Zigzaghiamo tra una fila interminabile di TIR: targhe turche e ucraine, qualcuna dalla Georgia. 4 km di coda, tutti fermi, motore spento. I portelloni laterali sono ribaltati a mo’ di tavola, viveri e scorte a vista. I camionisti seduti su scanni di legno sorseggiano çay, accompagnato da gallette e cetrioli sott’aceto.

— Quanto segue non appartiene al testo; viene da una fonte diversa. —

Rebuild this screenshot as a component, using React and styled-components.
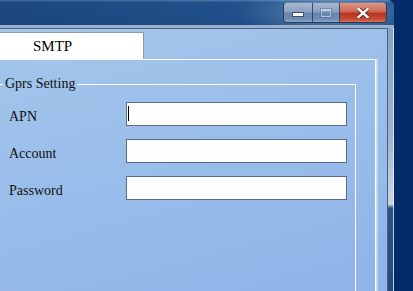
import React from "react";
import styled, { createGlobalStyle } from "styled-components";

const GlobalStyle = createGlobalStyle`
  html, body {
    margin: 0;
    padding: 0;
    overflow: hidden;
  }
  body {
    font-family: "Liberation Serif", "Times New Roman", serif;
  }
`;

const Desktop = styled.div`
  display: flex;
  width: 413px;
  height: 291px;
  overflow: hidden;
  background: linear-gradient(90deg, #1c519a 0%, #0d3f85 45%, #022a68 100%);
`;

const Window = styled.div`
  display: flex;
  flex-direction: column;
  flex-shrink: 0;
  width: 394px;
  height: 291px;
  border-top-right-radius: 7px;
  overflow: hidden;
  background: #8ea7c6;
`;

const TitleBar = styled.div`
  display: flex;
  justify-content: flex-end;
  align-items: flex-start;
  height: 28px;
  padding-right: 7px;
  box-sizing: border-box;
  background:
    radial-gradient(ellipse 90px 26px at 330px 12px, rgba(150, 178, 212, 0.55), rgba(150, 178, 212, 0) 100%),
    linear-gradient(90deg, rgba(0, 20, 60, 0.18), rgba(0, 0, 0, 0) 70%),
    linear-gradient(180deg, #5a82b4 0px, #22548f 2px, #1f5089 100%);
  border-bottom: 3px solid #9ab0cc;
`;

const Caption = styled.div`
  display: flex;
  margin-top: 2px;
  height: 19px;
  border: 1px solid #2a3d58;
  border-top-color: #6a84a8;
  border-radius: 4px;
  overflow: hidden;
`;

const CapButton = styled.div`
  display: flex;
  align-items: center;
  justify-content: center;
  width: ${(p) => p.$w}px;
  height: 100%;
  box-sizing: border-box;
  border-left: ${(p) => (p.$first ? "none" : "1px solid #34496a")};
  background: ${(p) =>
    p.$close
      ? "linear-gradient(180deg, #dc9787 0%, #cd6a55 45%, #b8351f 55%, #c44a33 85%, #d9705a 100%)"
      : "linear-gradient(180deg, #a7b9d2 0%, #8aa1c1 45%, #6985ad 55%, #6f8cb4 85%, #8aa4c6 100%)"};
`;

const MinGlyph = styled.div`
  width: 10px;
  height: 3px;
  margin-top: 4px;
  background: #fff;
  border: 1px solid #3a4f6e;
`;

const MaxGlyph = styled.div`
  width: 8px;
  height: 5px;
  border: 1px solid rgba(230, 236, 245, 0.55);
  border-top-width: 2px;
  box-shadow: 0 0 0 1px rgba(70, 90, 120, 0.35);
`;

const CloseGlyph = () => (
  <svg width="12" height="10" viewBox="0 0 12 10">
    <path
      d="M1.5 1 L10.5 9 M10.5 1 L1.5 9"
      stroke="#5a2016"
      strokeWidth="4"
      strokeLinecap="square"
    />
    <path
      d="M1.5 1 L10.5 9 M10.5 1 L1.5 9"
      stroke="#ffffff"
      strokeWidth="2.4"
      strokeLinecap="square"
    />
  </svg>
);

const Body = styled.div`
  display: flex;
  flex: 1;
`;

const Client = styled.div`
  display: flex;
  flex-direction: column;
  width: 388px;
  box-sizing: border-box;
  padding-top: 3px;
  border-top: 1px solid #4c627f;
  border-right: 1px solid #4a5f7c;
  background: linear-gradient(165deg, #a3c6ea 0%, #9bbfea 40%, #90b3e9 100%);
`;

const FrameEdge = styled.div`
  width: 6px;
  background:
    linear-gradient(90deg, rgba(255, 255, 255, 0) 0 5px, rgba(230, 238, 248, 0.8) 5px),
    linear-gradient(180deg, #8aa3c4 0%, #9fb3cd 40%, #cdd6e1 67%, #2d5185 68.5%, #254a7e 100%);
`;

const TabStrip = styled.div`
  display: flex;
  height: 27px;
`;

const Tab = styled.div`
  display: flex;
  align-items: center;
  width: 144px;
  box-sizing: border-box;
  padding-left: 33px;
  padding-top: 1px;
  background: #fff;
  border-top: 1px solid #8c99a8;
  border-right: 1px solid #8c99a8;
  font-size: 15px;
  color: #000;
`;

const TabPage = styled.div`
  display: flex;
  flex-direction: column;
  flex: 1;
  width: 376px;
  box-sizing: border-box;
  padding-top: 16px;
  border-top: 1px solid #fff;
  border-right: 1px solid #fff;
  box-shadow: 2px 0 0 rgba(255, 255, 255, 0.45);
`;

const Group = styled.fieldset`
  flex: 1;
  width: 356px;
  box-sizing: border-box;
  margin: 0;
  padding: 10px 0 0 0;
  border: none;
  border-top: 1px solid #fff;
  border-right: 1px solid #fff;
  min-width: 0;
`;

const Legend = styled.legend`
  margin-left: 3px;
  padding: 0 2px;
  font-size: 14px;
  line-height: 16px;
  color: #111;
`;

const Fields = styled.div`
  display: grid;
  grid-template-columns: 126px 221px;
  row-gap: 13px;
  align-items: center;
`;

const Label = styled.label`
  padding-left: 9px;
  padding-top: 6px;
  font-size: 14px;
  color: #111;
`;

const InputBox = styled.div`
  position: relative;
  height: 24px;
  box-sizing: border-box;
  border: 1px solid #5b6c84;
  background: #fefefe;

  &::after {
    content: "";
    display: ${(p) => (p.$focused ? "block" : "none")};
    position: absolute;
    left: 1px;
    top: 3px;
    width: 1px;
    height: 15px;
    background: #000;
  }
`;

const Input = styled.input`
  width: 100%;
  height: 100%;
  box-sizing: border-box;
  border: none;
  outline: none;
  padding: 0 3px;
  background: transparent;
  font-family: "Liberation Serif", serif;
  font-size: 14px;
`;

const fields = [
  { label: "APN", focused: true },
  { label: "Account" },
  { label: "Password", type: "password" },
];

export default function App() {
  return (
    <>
      <GlobalStyle />
      <Desktop>
        <Window>
          <TitleBar>
            <Caption>
              <CapButton $w={28} $first>
                <MinGlyph />
              </CapButton>
              <CapButton $w={27}>
                <MaxGlyph />
              </CapButton>
              <CapButton $w={47} $close>
                <CloseGlyph />
              </CapButton>
            </Caption>
          </TitleBar>
          <Body>
            <Client>
              <TabStrip>
                <Tab>SMTP</Tab>
              </TabStrip>
              <TabPage>
                <Group>
                  <Legend>Gprs Setting</Legend>
                  <Fields>
                    {fields.map((f) => (
                      <React.Fragment key={f.label}>
                        <Label>{f.label}</Label>
                        <InputBox $focused={f.focused}>
                          <Input type={f.type || "text"} />
                        </InputBox>
                      </React.Fragment>
                    ))}
                  </Fields>
                </Group>
              </TabPage>
            </Client>
            <FrameEdge />
          </Body>
        </Window>
      </Desktop>
    </>
  );
}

Perché questa fila? Perché siete tutti accampati? Perché non vi fanno imbarcare? Ci rivolgiamo ad alcuni camionisti turchi in inglese. Hanno una gran voglia di chiacchierare, ma l’inglese non è il loro forte, tanto meno il turco per noi. Per tutta risposta ci offrono thè e cetrioli. Capiamo tra le righe che trasportano pannolini, che sono sbarcati a Costanza due giorni prima, che hanno raggiunto via terra Isaccea, il punto più adatto per trasportare le merci in Ucraina, e che ci vorranno altri quattro giorni per imbarcarsi. Sembrerebbe una rotta import-export di una certa rilevanza, ma non comprendiamo fino in fondo quanto questo traffico sia figlio del conflitto o in che misura fosse operativo già prima di febbraio.

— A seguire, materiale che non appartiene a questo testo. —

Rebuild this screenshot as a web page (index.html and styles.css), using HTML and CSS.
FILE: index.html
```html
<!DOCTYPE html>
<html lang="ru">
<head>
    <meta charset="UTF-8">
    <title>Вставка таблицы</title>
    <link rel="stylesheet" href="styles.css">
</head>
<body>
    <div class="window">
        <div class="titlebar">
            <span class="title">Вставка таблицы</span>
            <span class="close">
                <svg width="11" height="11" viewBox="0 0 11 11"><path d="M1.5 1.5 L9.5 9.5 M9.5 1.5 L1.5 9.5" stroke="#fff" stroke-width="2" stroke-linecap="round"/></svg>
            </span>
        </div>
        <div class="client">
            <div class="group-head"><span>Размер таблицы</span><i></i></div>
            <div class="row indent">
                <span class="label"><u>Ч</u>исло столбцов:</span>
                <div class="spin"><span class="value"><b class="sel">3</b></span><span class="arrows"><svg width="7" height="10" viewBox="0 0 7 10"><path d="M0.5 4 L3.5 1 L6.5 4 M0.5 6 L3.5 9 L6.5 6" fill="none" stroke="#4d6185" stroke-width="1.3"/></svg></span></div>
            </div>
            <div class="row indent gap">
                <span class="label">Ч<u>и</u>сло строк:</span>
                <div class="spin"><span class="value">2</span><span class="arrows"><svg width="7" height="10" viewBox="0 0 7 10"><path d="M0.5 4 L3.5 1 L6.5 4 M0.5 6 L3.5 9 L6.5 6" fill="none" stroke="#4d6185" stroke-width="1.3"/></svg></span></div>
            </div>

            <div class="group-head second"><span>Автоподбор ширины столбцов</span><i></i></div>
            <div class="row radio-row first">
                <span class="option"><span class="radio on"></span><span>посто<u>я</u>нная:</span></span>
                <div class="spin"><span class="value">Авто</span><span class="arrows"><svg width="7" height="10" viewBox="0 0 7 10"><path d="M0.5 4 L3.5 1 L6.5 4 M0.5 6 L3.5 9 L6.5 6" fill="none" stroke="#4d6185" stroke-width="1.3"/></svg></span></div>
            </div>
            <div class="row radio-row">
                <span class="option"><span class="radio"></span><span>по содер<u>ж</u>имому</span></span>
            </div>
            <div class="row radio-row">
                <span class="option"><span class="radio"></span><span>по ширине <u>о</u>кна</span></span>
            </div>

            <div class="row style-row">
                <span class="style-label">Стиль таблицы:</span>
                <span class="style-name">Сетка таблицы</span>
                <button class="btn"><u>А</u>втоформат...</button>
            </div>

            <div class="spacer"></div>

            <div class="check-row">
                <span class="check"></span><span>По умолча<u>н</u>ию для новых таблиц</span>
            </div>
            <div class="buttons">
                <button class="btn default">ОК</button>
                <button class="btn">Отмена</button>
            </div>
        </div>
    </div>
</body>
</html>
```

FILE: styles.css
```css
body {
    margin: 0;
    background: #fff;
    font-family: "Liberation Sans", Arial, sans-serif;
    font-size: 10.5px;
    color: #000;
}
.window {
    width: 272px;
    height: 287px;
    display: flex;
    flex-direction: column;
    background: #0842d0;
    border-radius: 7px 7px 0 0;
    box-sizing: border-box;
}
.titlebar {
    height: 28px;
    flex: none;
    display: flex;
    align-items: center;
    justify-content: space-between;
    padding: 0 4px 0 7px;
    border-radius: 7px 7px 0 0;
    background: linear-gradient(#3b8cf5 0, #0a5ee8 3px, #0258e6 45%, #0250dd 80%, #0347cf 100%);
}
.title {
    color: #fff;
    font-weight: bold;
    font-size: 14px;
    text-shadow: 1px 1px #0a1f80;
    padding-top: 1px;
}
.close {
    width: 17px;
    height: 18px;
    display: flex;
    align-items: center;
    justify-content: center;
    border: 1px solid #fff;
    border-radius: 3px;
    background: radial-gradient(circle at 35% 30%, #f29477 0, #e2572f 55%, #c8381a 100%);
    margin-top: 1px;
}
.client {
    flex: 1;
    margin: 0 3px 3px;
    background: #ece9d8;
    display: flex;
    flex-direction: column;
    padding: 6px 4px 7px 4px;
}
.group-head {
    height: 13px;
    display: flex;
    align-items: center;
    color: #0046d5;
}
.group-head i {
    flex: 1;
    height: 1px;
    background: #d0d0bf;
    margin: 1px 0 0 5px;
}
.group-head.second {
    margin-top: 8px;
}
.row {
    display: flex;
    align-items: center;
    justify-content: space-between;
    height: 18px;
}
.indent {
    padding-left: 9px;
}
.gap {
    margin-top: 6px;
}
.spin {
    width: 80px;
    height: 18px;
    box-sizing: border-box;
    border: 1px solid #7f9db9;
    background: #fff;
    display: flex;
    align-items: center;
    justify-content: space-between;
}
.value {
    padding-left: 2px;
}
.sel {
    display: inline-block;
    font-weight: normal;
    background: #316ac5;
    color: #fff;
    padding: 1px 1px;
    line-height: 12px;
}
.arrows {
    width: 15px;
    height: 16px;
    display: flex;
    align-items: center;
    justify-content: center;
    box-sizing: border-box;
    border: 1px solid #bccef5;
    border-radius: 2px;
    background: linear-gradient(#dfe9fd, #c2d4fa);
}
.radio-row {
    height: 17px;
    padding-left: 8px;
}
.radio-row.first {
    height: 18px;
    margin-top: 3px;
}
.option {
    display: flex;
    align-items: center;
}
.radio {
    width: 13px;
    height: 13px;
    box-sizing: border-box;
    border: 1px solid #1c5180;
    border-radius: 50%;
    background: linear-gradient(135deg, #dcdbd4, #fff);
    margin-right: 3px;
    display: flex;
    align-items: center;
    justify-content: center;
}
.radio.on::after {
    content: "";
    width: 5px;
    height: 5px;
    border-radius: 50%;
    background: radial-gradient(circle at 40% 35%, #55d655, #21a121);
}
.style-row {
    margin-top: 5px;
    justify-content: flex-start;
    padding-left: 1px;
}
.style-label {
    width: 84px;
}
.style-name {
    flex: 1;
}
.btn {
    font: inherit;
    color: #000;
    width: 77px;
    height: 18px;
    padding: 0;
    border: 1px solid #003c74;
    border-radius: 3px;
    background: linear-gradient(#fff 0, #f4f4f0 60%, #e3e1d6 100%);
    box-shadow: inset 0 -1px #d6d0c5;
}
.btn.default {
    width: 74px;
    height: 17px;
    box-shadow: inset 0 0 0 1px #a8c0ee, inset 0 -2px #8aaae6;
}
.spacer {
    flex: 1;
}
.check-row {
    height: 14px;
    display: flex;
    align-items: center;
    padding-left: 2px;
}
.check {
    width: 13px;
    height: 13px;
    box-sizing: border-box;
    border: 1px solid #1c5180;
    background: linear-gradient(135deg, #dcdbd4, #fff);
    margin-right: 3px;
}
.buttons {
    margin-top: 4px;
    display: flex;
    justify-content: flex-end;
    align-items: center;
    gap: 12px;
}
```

Praticamente ovunque, lungo i 500 km di questo ostro cammino 2022 tra Sulina e Ruse (LINK), ci attendono roccaforti e presidi, comunità e gruppi etnici di origini disparate.
Come quando i lipoveni di Ghindărești ci adottano per caso, salvandoci dalla prospettiva di una notte selvatica lungo il fiume in assenza di una sistemazione a Topalu, e ci offrono la palestra comunale, docce, bagni e una corroborante cena condita da canzoni popolari russe. Ci tengono a precisare che loro non c’entrano niente con questa guerra e che pregano per i profughi che hanno dovuto lasciare la loro terra.

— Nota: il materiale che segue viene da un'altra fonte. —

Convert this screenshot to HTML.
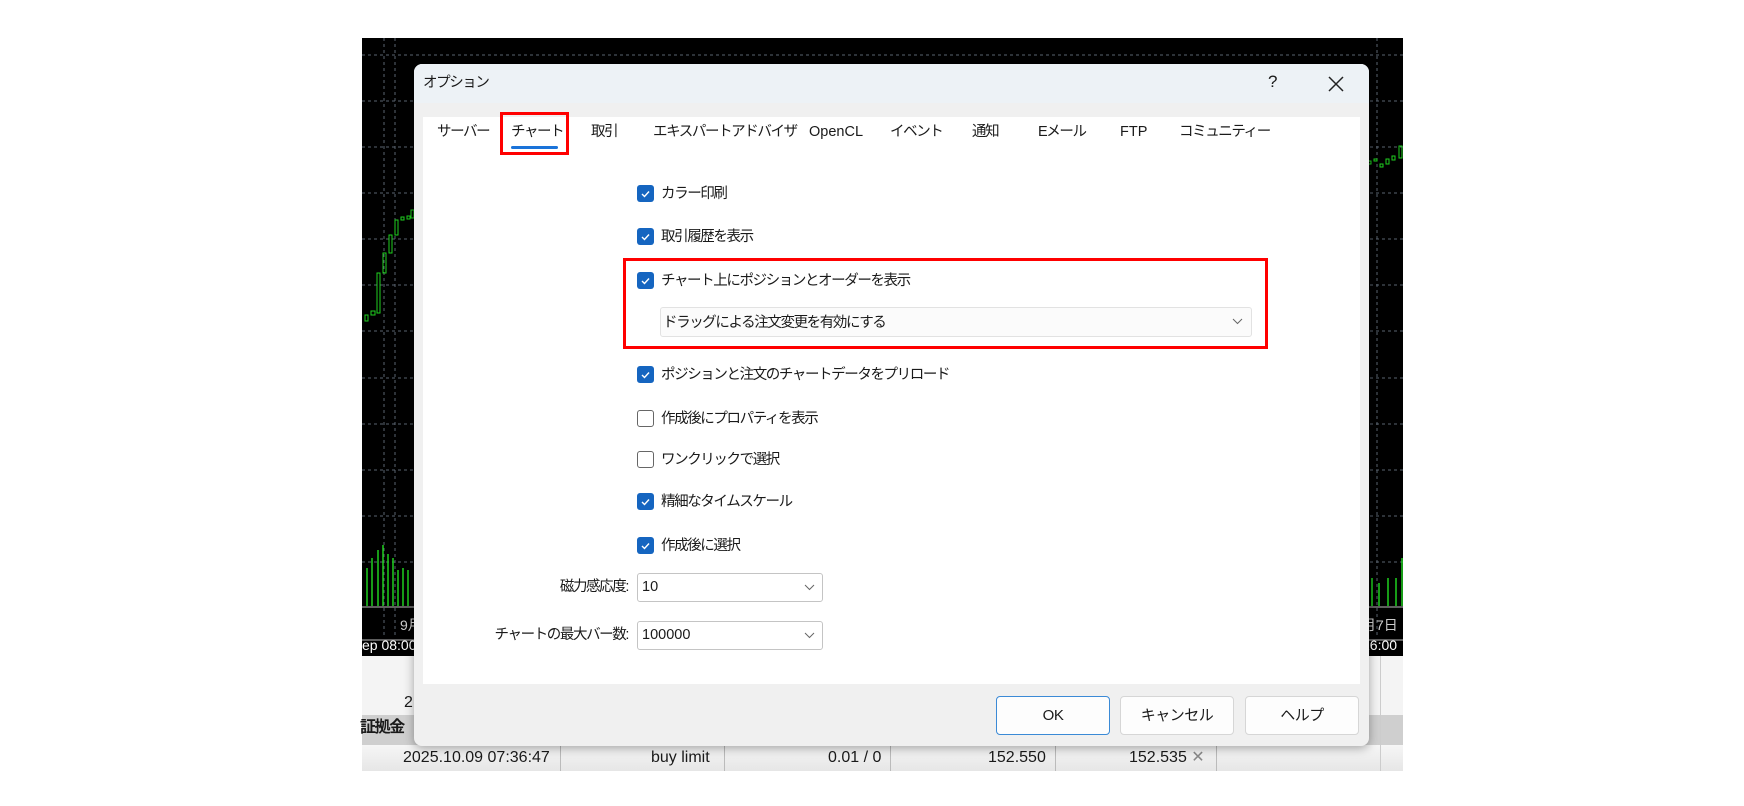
<!DOCTYPE html>
<html><head><meta charset="utf-8"><style>
*{margin:0;padding:0;box-sizing:border-box}
body{width:1744px;height:806px;background:#fff;position:relative;overflow:hidden;font-family:"Liberation Sans","Noto Sans CJK JP",sans-serif;color:#1a1a1a}
.abs{position:absolute}
.t{position:absolute;font-size:14.5px;letter-spacing:-1.4px;white-space:nowrap;line-height:18px}
.l{letter-spacing:0}
.cb{position:absolute;width:17px;height:17px;border-radius:3px;background:#1565c0}
.cb svg{position:absolute;left:2px;top:2px}
.cbu{position:absolute;width:17px;height:17px;border-radius:3px;border:1px solid #666;background:#fff}
.combo{position:absolute;background:#fff;border:1px solid #c4c4c4;border-radius:3px}
.btn{position:absolute;background:#fdfdfd;border:1px solid #d6d6d6;border-radius:4px;font-size:15px;text-align:center;line-height:37px;letter-spacing:-0.5px}
</style></head><body>
<div class="abs" style="left:362px;top:38px;width:1041px;height:618px;background:#000"></div>
<svg class="abs" style="left:362px;top:38px" width="1041" height="618">
<g stroke="#5a6470" stroke-dasharray="3,3" stroke-width="1">
<line x1="0" y1="17" x2="1041" y2="17"/><line x1="0" y1="63" x2="1041" y2="63"/><line x1="0" y1="109" x2="1041" y2="109"/><line x1="0" y1="155" x2="1041" y2="155"/><line x1="0" y1="201" x2="1041" y2="201"/><line x1="0" y1="247" x2="1041" y2="247"/><line x1="0" y1="293" x2="1041" y2="293"/><line x1="0" y1="340" x2="1041" y2="340"/><line x1="0" y1="386" x2="1041" y2="386"/><line x1="0" y1="432" x2="1041" y2="432"/><line x1="0" y1="478" x2="1041" y2="478"/><line x1="0" y1="524" x2="1041" y2="524"/>
<line x1="22" y1="0" x2="22" y2="600"/><line x1="33" y1="0" x2="33" y2="600"/><line x1="1015" y1="0" x2="1015" y2="600"/>
</g>
<g stroke="#1fd11f" fill="none" stroke-width="1">
<rect x="3" y="277" width="3" height="6"/><rect x="9" y="273" width="4" height="4"/><rect x="15" y="235" width="3" height="40"/><rect x="21" y="215" width="3" height="20"/><rect x="27" y="197" width="3" height="18"/><rect x="33" y="182" width="3" height="15"/><rect x="39" y="179" width="3" height="3"/><rect x="45" y="178" width="3" height="3"/><rect x="49" y="172" width="3" height="8"/>
<rect x="1006" y="123" width="3" height="3"/><rect x="1012" y="121" width="3" height="2"/><rect x="1018" y="126" width="3" height="3"/><rect x="1024" y="121" width="3" height="5"/><rect x="1030" y="118" width="3" height="4"/><rect x="1037" y="108" width="3" height="12"/>
</g>
<g stroke="#1fd11f" stroke-width="1.5">
<line x1="5" y1="530" x2="5" y2="568"/><line x1="10" y1="520" x2="10" y2="568"/><line x1="16" y1="512" x2="16" y2="568"/><line x1="21" y1="507" x2="21" y2="568"/><line x1="26" y1="516" x2="26" y2="568"/><line x1="31" y1="520" x2="31" y2="568"/><line x1="36" y1="532" x2="36" y2="568"/><line x1="41" y1="530" x2="41" y2="568"/><line x1="46" y1="532" x2="46" y2="568"/>
<line x1="1010" y1="540" x2="1010" y2="568"/><line x1="1017" y1="545" x2="1017" y2="568"/><line x1="1026" y1="540" x2="1026" y2="568"/><line x1="1034" y1="540" x2="1034" y2="568"/><line x1="1040" y1="520" x2="1040" y2="568"/>
</g>
<line x1="0" y1="569" x2="1041" y2="569" stroke="#bbb"/><line x1="0" y1="602" x2="1041" y2="602" stroke="#bbb"/>
<text x="38" y="592" fill="#ccc" font-size="14" font-family="Liberation Sans,Noto Sans CJK JP,sans-serif">9月</text>
<text x="0" y="612" fill="#fff" font-size="14" font-family="Liberation Sans,sans-serif">ep 08:00</text>
<text x="1000" y="592" fill="#ccc" font-size="14" font-family="Liberation Sans,Noto Sans CJK JP,sans-serif">月7日</text>
<text x="1000" y="612" fill="#fff" font-size="14" font-family="Liberation Sans,sans-serif">16:00</text>
</svg>
<div class="abs" style="left:362px;top:656px;width:1041px;height:59px;background:#f4f4f4"></div>
<div class="t l" style="left:404px;top:694px;font-size:16px">2</div>
<div class="abs" style="left:362px;top:715px;width:1041px;height:30px;background:#cfcfcf"></div>
<div class="t" style="left:360px;top:719px;font-size:16px;font-weight:bold">証拠金</div>
<div class="abs" style="left:362px;top:745px;width:1041px;height:26px;background:linear-gradient(#f6f6f6,#e6e6e6)"></div>
<div class="abs" style="left:560px;top:745px;width:1px;height:26px;background:#bbb"></div>
<div class="abs" style="left:724px;top:745px;width:1px;height:26px;background:#bbb"></div>
<div class="abs" style="left:890px;top:745px;width:1px;height:26px;background:#bbb"></div>
<div class="abs" style="left:1055px;top:745px;width:1px;height:26px;background:#bbb"></div>
<div class="abs" style="left:1216px;top:745px;width:1px;height:26px;background:#bbb"></div>
<div class="abs" style="left:1380px;top:656px;width:1px;height:115px;background:#ccc"></div>
<div class="t l" style="left:403px;top:749px;font-size:16px">2025.10.09 07:36:47</div>
<div class="t l" style="left:651px;top:749px;font-size:16px">buy limit</div>
<div class="t l" style="left:828px;top:749px;font-size:16px">0.01 / 0</div>
<div class="t l" style="left:988px;top:749px;font-size:16px">152.550</div>
<div class="t l" style="left:1129px;top:749px;font-size:16px">152.535 <span style="color:#888">✕</span></div>

<div class="abs" style="left:414px;top:64px;width:955px;height:682px;background:#f0f0f0;border-radius:8px;box-shadow:0 2px 10px rgba(0,0,0,.35);overflow:hidden">
<div class="abs" style="left:0;top:0;width:955px;height:39px;background:#edf2f6"></div>
</div>
<div class="t" style="left:423px;top:74px">オプション</div>
<div class="t l" style="left:1268px;top:73px;font-size:17px">?</div>
<svg class="abs" style="left:1328px;top:76px" width="16" height="16"><path d="M1 1L15 15M15 1L1 15" stroke="#222" stroke-width="1.5"/></svg>
<div class="abs" style="left:423px;top:117px;width:937px;height:567px;background:#fff"></div>

<div class="t" style="left:437px;top:123px">サーバー</div>
<div class="t" style="left:511px;top:123px">チャート</div>
<div class="abs" style="left:511px;top:146px;width:47px;height:3px;background:#1a73d9;border-radius:2px"></div>
<div class="abs" style="left:500px;top:112px;width:69px;height:43px;border:3px solid #f00"></div>
<div class="t" style="left:591px;top:123px">取引</div>
<div class="t" style="left:653px;top:123px">エキスパートアドバイザ</div>
<div class="t l" style="left:809px;top:123px">OpenCL</div>
<div class="t" style="left:890px;top:123px">イベント</div>
<div class="t" style="left:972px;top:123px">通知</div>
<div class="t" style="left:1038px;top:123px">Eメール</div>
<div class="t l" style="left:1120px;top:123px">FTP</div>
<div class="t" style="left:1179px;top:123px">コミュニティー</div>

<div class="cb" style="left:637px;top:185px"><svg width="13" height="13"><path d="M3 7l2.5 2.5L10 4.5" stroke="#fff" stroke-width="1.4" fill="none"/></svg></div>
<div class="t" style="left:661px;top:185px">カラー印刷</div>
<div class="cb" style="left:637px;top:228px"><svg width="13" height="13"><path d="M3 7l2.5 2.5L10 4.5" stroke="#fff" stroke-width="1.4" fill="none"/></svg></div>
<div class="t" style="left:661px;top:228px">取引履歴を表示</div>
<div class="abs" style="left:623px;top:258px;width:645px;height:91px;border:3px solid #f00"></div>
<div class="cb" style="left:637px;top:272px"><svg width="13" height="13"><path d="M3 7l2.5 2.5L10 4.5" stroke="#fff" stroke-width="1.4" fill="none"/></svg></div>
<div class="t" style="left:661px;top:272px">チャート上にポジションとオーダーを表示</div>
<div class="combo" style="left:660px;top:307px;width:592px;height:30px;background:#fbfbfb;border-color:#e2e2e2"></div>
<div class="t" style="left:663px;top:314px">ドラッグによる注文変更を有効にする</div>
<svg class="abs" style="left:1232px;top:318px" width="11" height="7"><path d="M1 1l4.5 4.5L10 1" stroke="#666" fill="none"/></svg>
<div class="cb" style="left:637px;top:366px"><svg width="13" height="13"><path d="M3 7l2.5 2.5L10 4.5" stroke="#fff" stroke-width="1.4" fill="none"/></svg></div>
<div class="t" style="left:661px;top:366px">ポジションと注文のチャートデータをプリロード</div>
<div class="cbu" style="left:637px;top:410px"></div>
<div class="t" style="left:661px;top:410px">作成後にプロパティを表示</div>
<div class="cbu" style="left:637px;top:451px"></div>
<div class="t" style="left:661px;top:451px">ワンクリックで選択</div>
<div class="cb" style="left:637px;top:493px"><svg width="13" height="13"><path d="M3 7l2.5 2.5L10 4.5" stroke="#fff" stroke-width="1.4" fill="none"/></svg></div>
<div class="t" style="left:661px;top:493px">精細なタイムスケール</div>
<div class="cb" style="left:637px;top:537px"><svg width="13" height="13"><path d="M3 7l2.5 2.5L10 4.5" stroke="#fff" stroke-width="1.4" fill="none"/></svg></div>
<div class="t" style="left:661px;top:537px">作成後に選択</div>

<div class="t" style="left:430px;width:198px;text-align:right;top:578px">磁力感応度:</div>
<div class="combo" style="left:637px;top:573px;width:186px;height:29px"></div>
<div class="t l" style="left:642px;top:578px">10</div>
<svg class="abs" style="left:804px;top:584px" width="11" height="7"><path d="M1 1l4.5 4.5L10 1" stroke="#666" fill="none"/></svg>
<div class="t" style="left:430px;width:198px;text-align:right;top:626px">チャートの最大バー数:</div>
<div class="combo" style="left:637px;top:621px;width:186px;height:29px"></div>
<div class="t l" style="left:642px;top:626px">100000</div>
<svg class="abs" style="left:804px;top:632px" width="11" height="7"><path d="M1 1l4.5 4.5L10 1" stroke="#666" fill="none"/></svg>

<div class="btn" style="left:996px;top:696px;width:114px;height:39px;border-color:#3b8ad6">OK</div>
<div class="btn" style="left:1120px;top:696px;width:114px;height:39px">キャンセル</div>
<div class="btn" style="left:1245px;top:696px;width:114px;height:39px">ヘルプ</div>
</body></html>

Non ne sapevamo un granché sui lipoveni prima di imbatterci in questo gruppo etnico di origine russa, insediatosi in territorio rumeno nel XVIII secolo per sfuggire alle persecuzioni contro la propria fede durante il regno di Pietro il Grande.
Ripartiamo stupiti e grati per questa coincidenza inaspettata, perfetta, come orchestrata da qualche forza sconosciuta.
Altri presidi verranno, come le rovine della fortezza romana ad Hârșova, l’antica Carsium, oggi patria di un’importante comunità rom con cui ci mischiamo per un tuffo nel fiume al tramonto; oppure l’antica cittadella di Capidava, dove sostiamo in cammino verso Cernavodă. Persino leggendo il nome del capolinea sugli autobus di Galați avevamo riconosciuto il retaggio di antichi presidi: Bariera Traian.
Chiudiamo il cammino a Ruse, in Bulgaria, dove si materializza la quintessenza del presidio: il muro d’acqua che protegge la città.
Non a caso chiamata "la piccola Vienna", Ruse ti fa sentire già un po’ in Austria. Siamo in Europa, ma ci accorgiamo presto che tornare in Romania, sull’altra sponda, non è affatto scontato: un solo treno giornaliero Istanbul-Bucarest delle 14.15… se passa; un bus la mattina alle 9.00, con file interminabili per i biglietti; un misterioso servizio taxi che, forse, attraversa l’unico ponte nel giro di circa 300 km; nessun servizio traghetti; nessuna possibilità di attraversare a piedi il ponte.
Non siamo ancora in area Schengen, ma siamo pur sempre in UE, e la facilità di circolazione cui noi europei siamo ormai tanto affezionati sembra un concetto ancora molto lontano da qui.